Si chiama Respiro l’ultimo album, uscito nel novembre 2021. In questa terza opera, dopo le grandi melodie napoletane in Incanto del 2016 e il repertorio sudamericano di Aliento del 2019, Elena Somarè decide di interpretare un repertorio di brani celebri di fine anni’ 60 e ’70: passati alla storia come Blackbird dei Beatles, Moonchild dei King Crimson o By this River di Brian Eno.

Tanti gli ospiti presenti, da Morgan Agren, ultimo batterista di Frank Zappa, al sound designer berlinese Bernhard Woestheinrich, ma anche la cantante Ada Montellanico, il bassista romano Fabrizio Sciannameo e, infine, Pat Mastelotto dei King Crimson, con un simbolico omaggio in Blackbird.

Del repertorio sudamericano Elana Somarè suona Don Gardenias, canzone composta dalla pianista cubana Isolina Carrillo nel 1945, “Gracias a la vida” di Violeta Parra, e “Todo Cambia” che anche se scritto da un compositore cileno, è stato reso famoso da una donna, Mercedes Sosa.

elena-somare-2Nel primo album “Incanto” dedicato alla musica napoletana, non ci sono compositrici donne, e ha scelto la melodia italiana per raccontare il suo strumento: “Sono partita dalla prima forma di canzone nel 1500, quando il fischio era usato nel Rinascimento – spiega – ma con l’avvento degli strumenti a fiato è stato sostituito da strumenti come il flauto”
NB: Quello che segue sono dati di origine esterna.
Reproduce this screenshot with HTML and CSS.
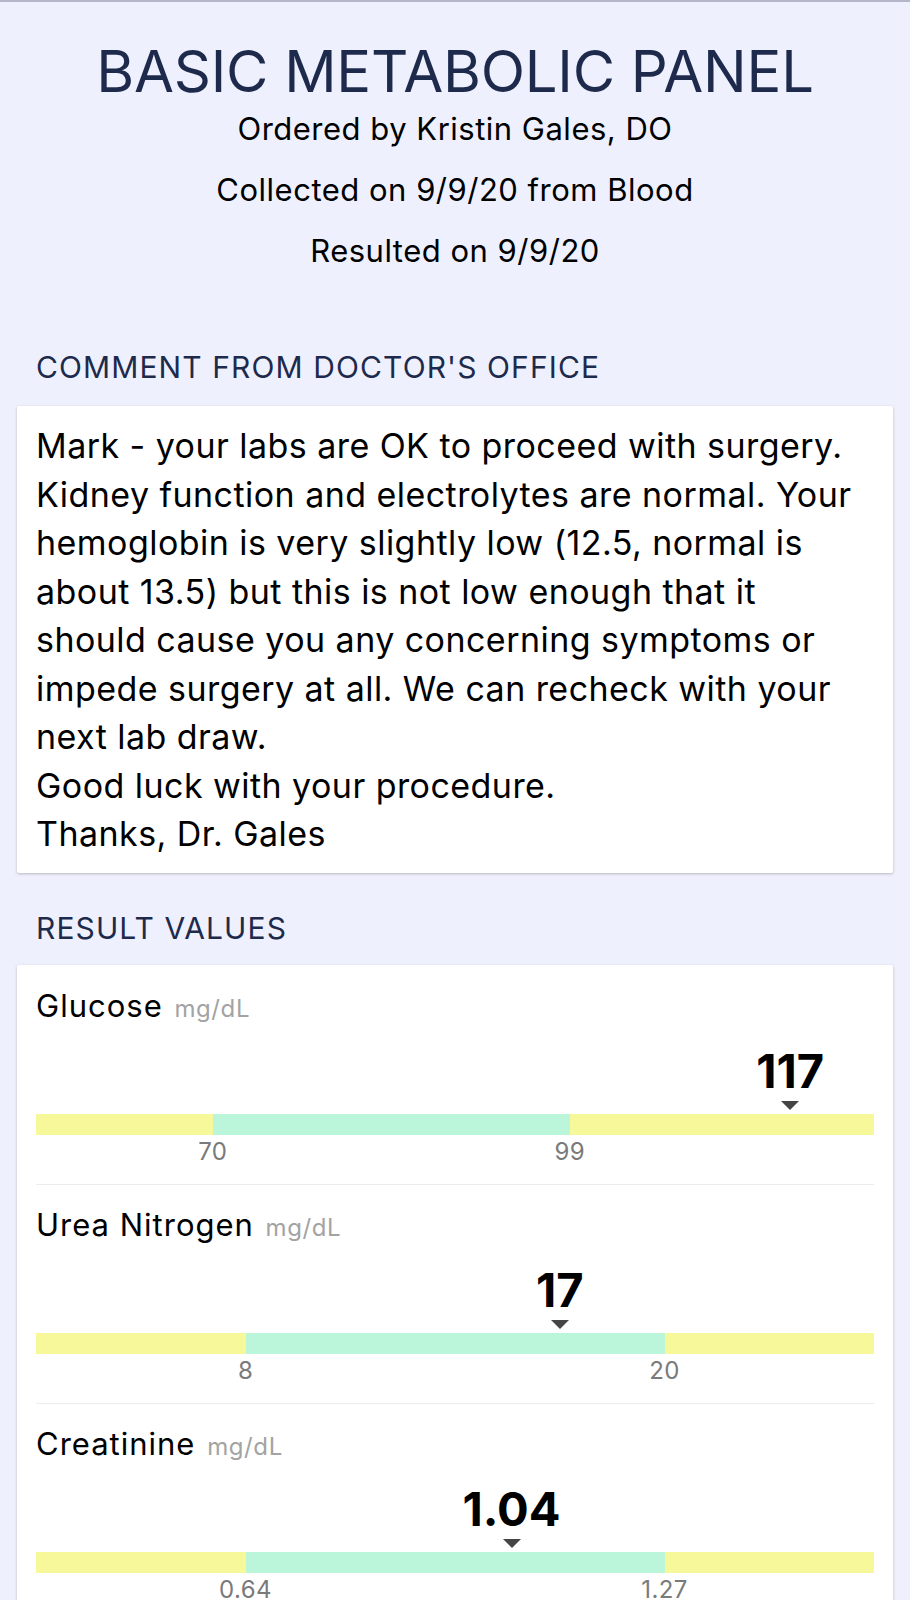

Nell’ultimo disco Elena Somarè racconta come il fischio sia uno strumento pari a tutti gli altri. Il suo “arte del fischio” (Dantone) è un manuale unico in tutto il mondo, che insegna a fischiare il senso di “libertà”. E dell’Italia confida ad Alley Oop che ci sono ambienti chiusi, poca curiosità da parte della stampa e associazioni che vedono il lato della liberazione femminile, più politico. “C’è il sospetto verso la novità – conclude – non ci sono sovvenzioni. Gli italiani hanno insegnato a fare canzoni a tutto il mondo, ma le arti non vengono finanziate. Si investe su chi è famoso, mentre all’estero c’è più curiosità”.